Не стоит, однако, думать, что для коммуниста достаточно одного лишь умственного развития. Для полноценной всесторонней работы также необходимо поддерживать физическую форму и развивать реальные трудовые навыки. Что толку от «умника», если его сносит ветром, а в глазах людей он выглядит праздным болтуном и неумехой? То, что сейчас на первом плане для нас выступает теоретическая борьба, не значит, что мы должны окуклиться до состояния кабинетных интеллигентов, ибо нашу истину придется отстаивать не только в словесных баталиях.

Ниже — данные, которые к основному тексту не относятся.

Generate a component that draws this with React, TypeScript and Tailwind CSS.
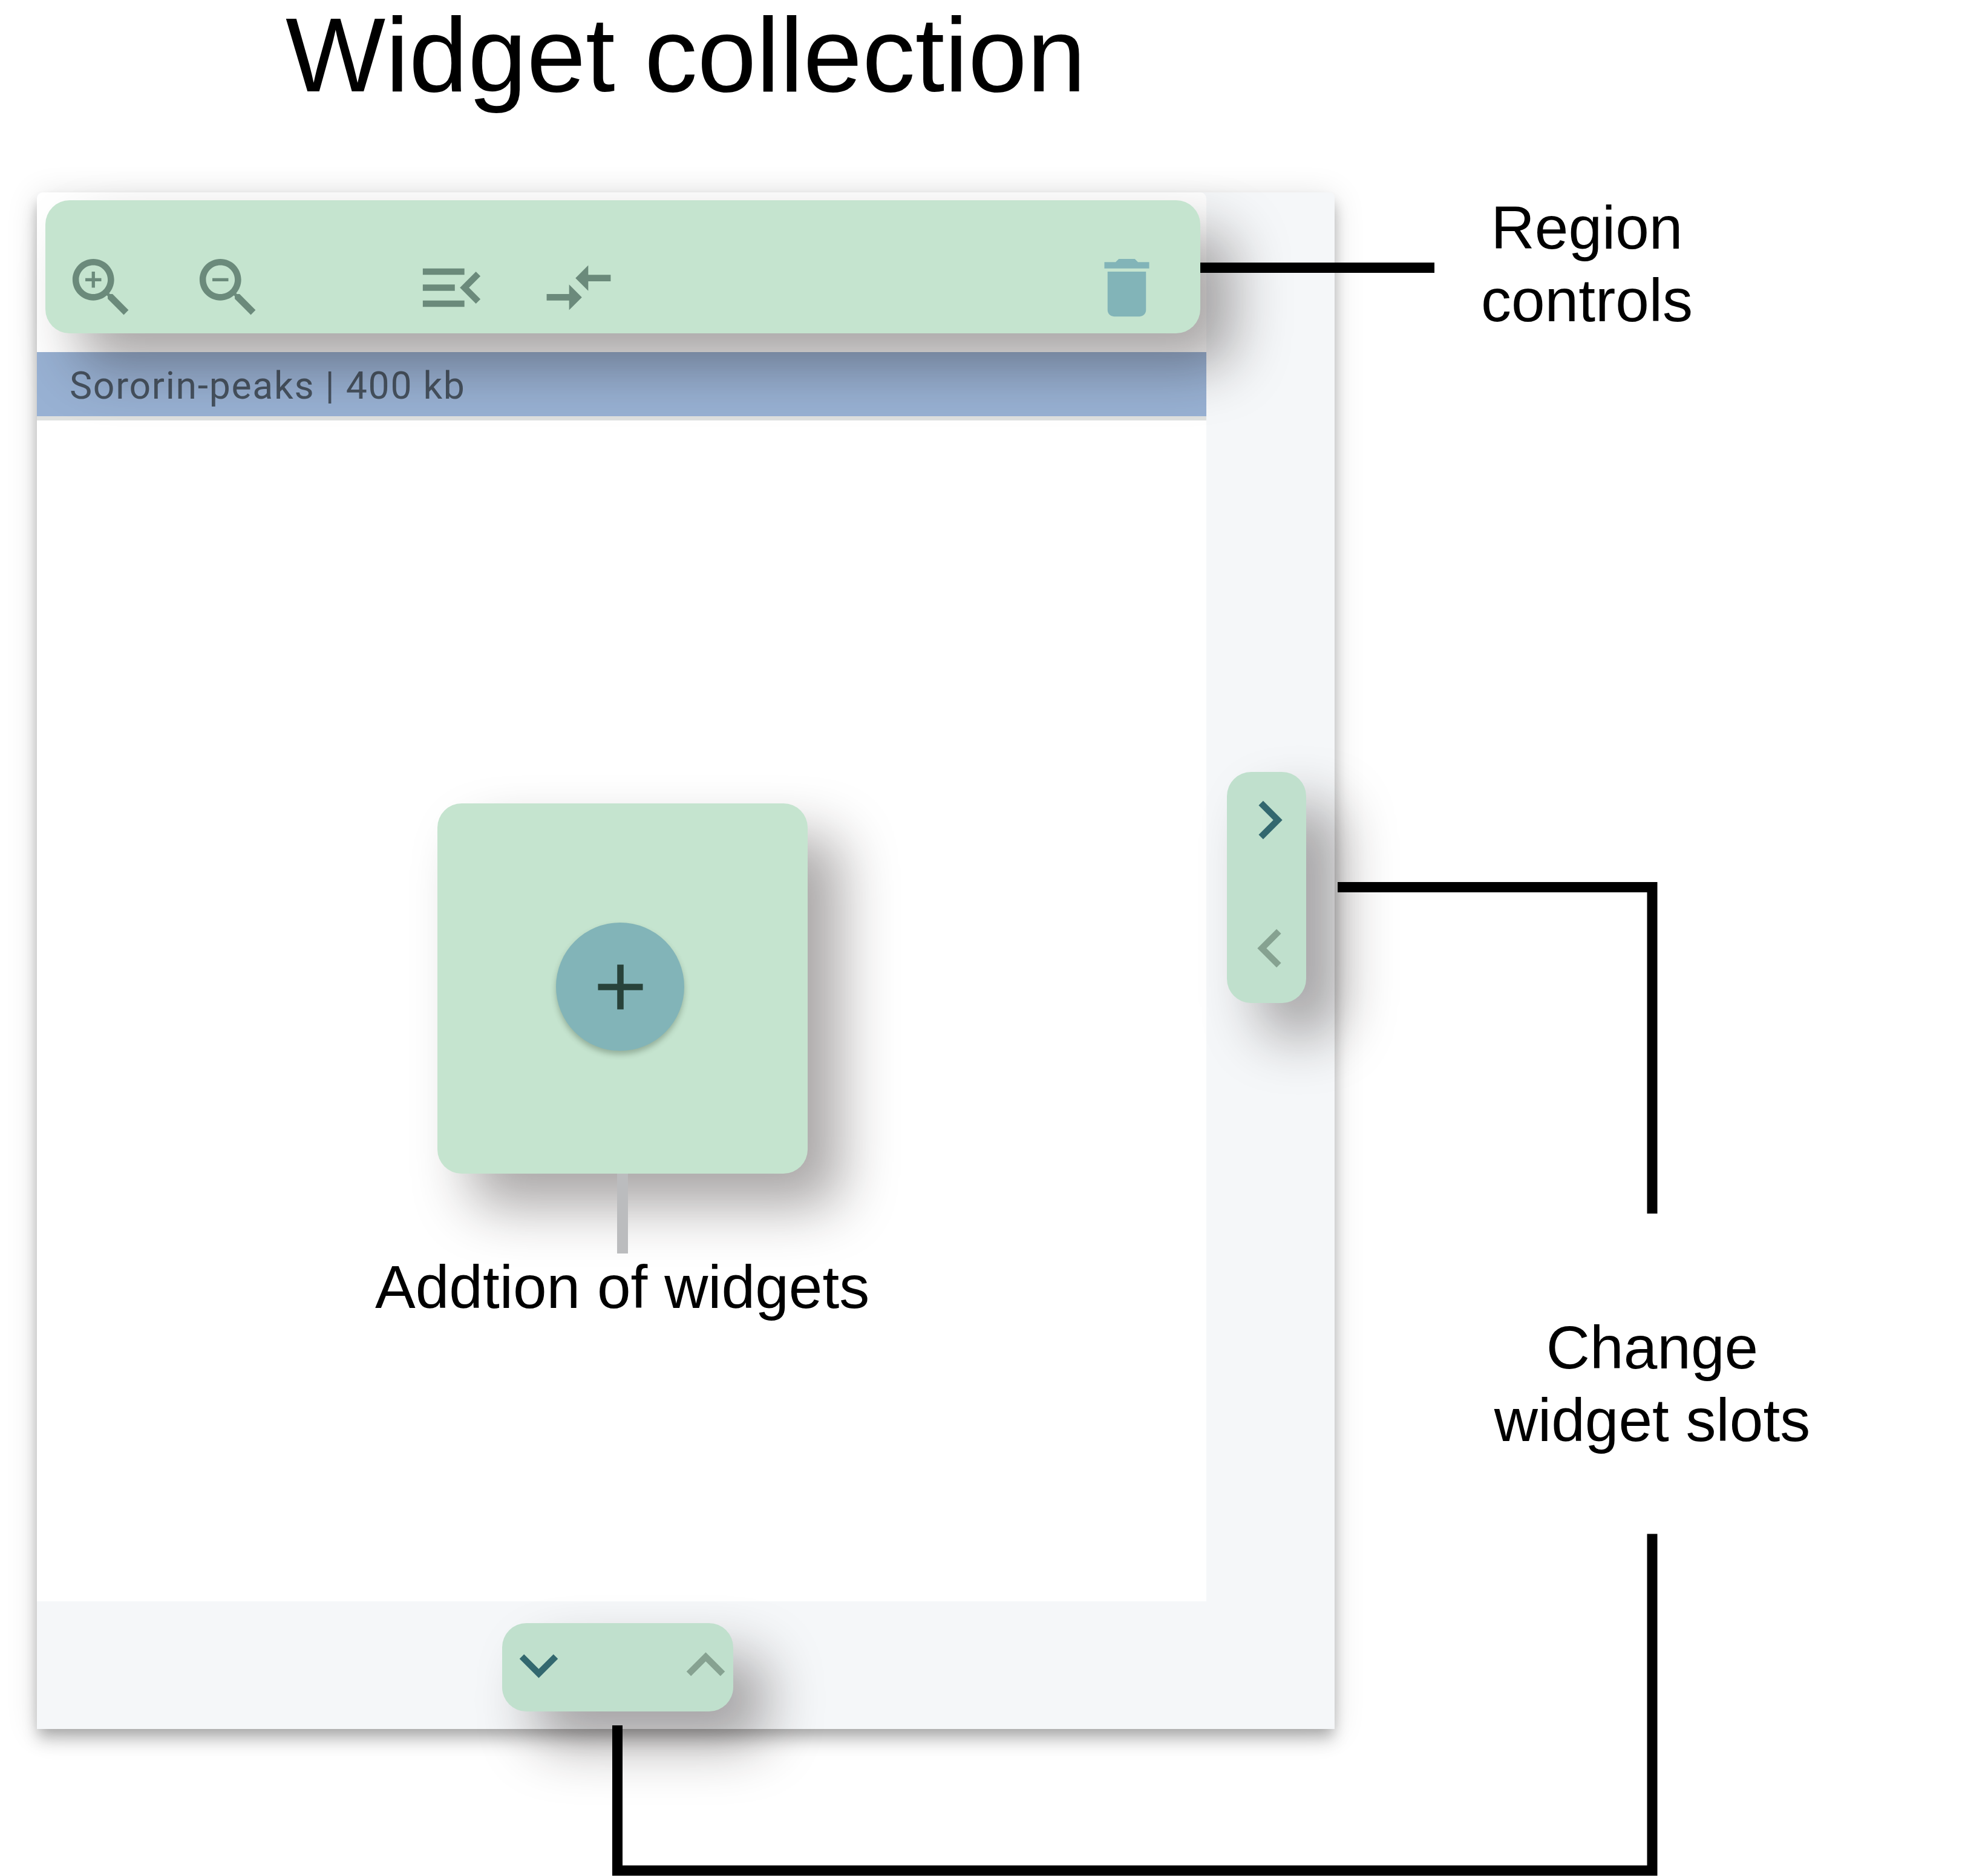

Именно постоянная учёба в совокупности с регулярными занятиями физкультурой и разумным трудом (то есть таким, что приносит как пользу, так и удовлетворение) дисциплинирует, приучает к длительной трудоёмкой работе, приучает вкладывать в дело все силы даже без видимого здесь и сейчас результата. В этом плане для марксиста нет ничего практичней хорошей теории, как для спортсмена нет ничего практичней научного плана тренировок, минимизирующего риск травм. Марксисты при этом строят не тело, а новое общество, и потому являются потенциальными лидерами целого многомиллиардного класса. Поэтому, строители, учите матчасть, чтобы минимизировать риск общественных травм, потому что в противном случае вы будете нести ответственность перед человечеством за сдвиг часа X (наступления новой общественно-экономической формации) на неопределённый срок.
Более того, марксисту важно помнить не только о гонке со временем, но и о масштабе движения. Современные коммунисты — лишь ничтожная доля от населения страны. Однако мы понимаем, что так будет не всегда. Как показывает история, в кризисный момент количество членов коммунистической организации может вырасти на десятки тысяч человек за считанные месяцы. Даже если сосчитать всех считающих себя марксистами сегодня, мы не наберём и пары процентов от массы борцов за социализм, которую будем иметь в этом случае. А если посчитать, какая доля нынешних коммунистов освоила хотя бы «Капитал», не наберётся и одной десятой.
Несомненно, массы, пришедшие к марксизму в результате кризиса, не будут закапываться в теорию: у них просто не будет для этого времени. Им уже нужна будет, увы, и примитивная макулатура вроде учебников Островитянова и Корнфорта — да они и написаны для рабочих, в общем-то. Но кто в таком случае направит эту массу людей по верному пути? Малая доля от малой доли? Процент от процента «старых большевиков»?
Нет.
Каждый рядовой коммунист сегодня обязан готовить из себя вождя для будущего — это его долг перед его собственным классом. Те, кто пришёл к марксизму в годы глухой реакции, будут обязаны взять на себя ведущую роль во время подъёма просто ввиду своей опытности и грамотности. И если их грамотность при этом окажется на уровне «есть два класса», далеко движению не уйти.
Итак, мы считаем, что именно постоянная теоретическая учёба вкупе с коллективной выработкой общего мировоззрения является наиболее важным, необходимым фундаментом, на котором вырастает автономная, уверенная в себе и своих позициях личность. Личность, которая способна прямо спросить себя «Зачем я здесь?» и способная на этот вопрос честно и обоснованно ответить. А затем спросить об этом других таких же и быть уверенной в том, что в ответ они не солгут.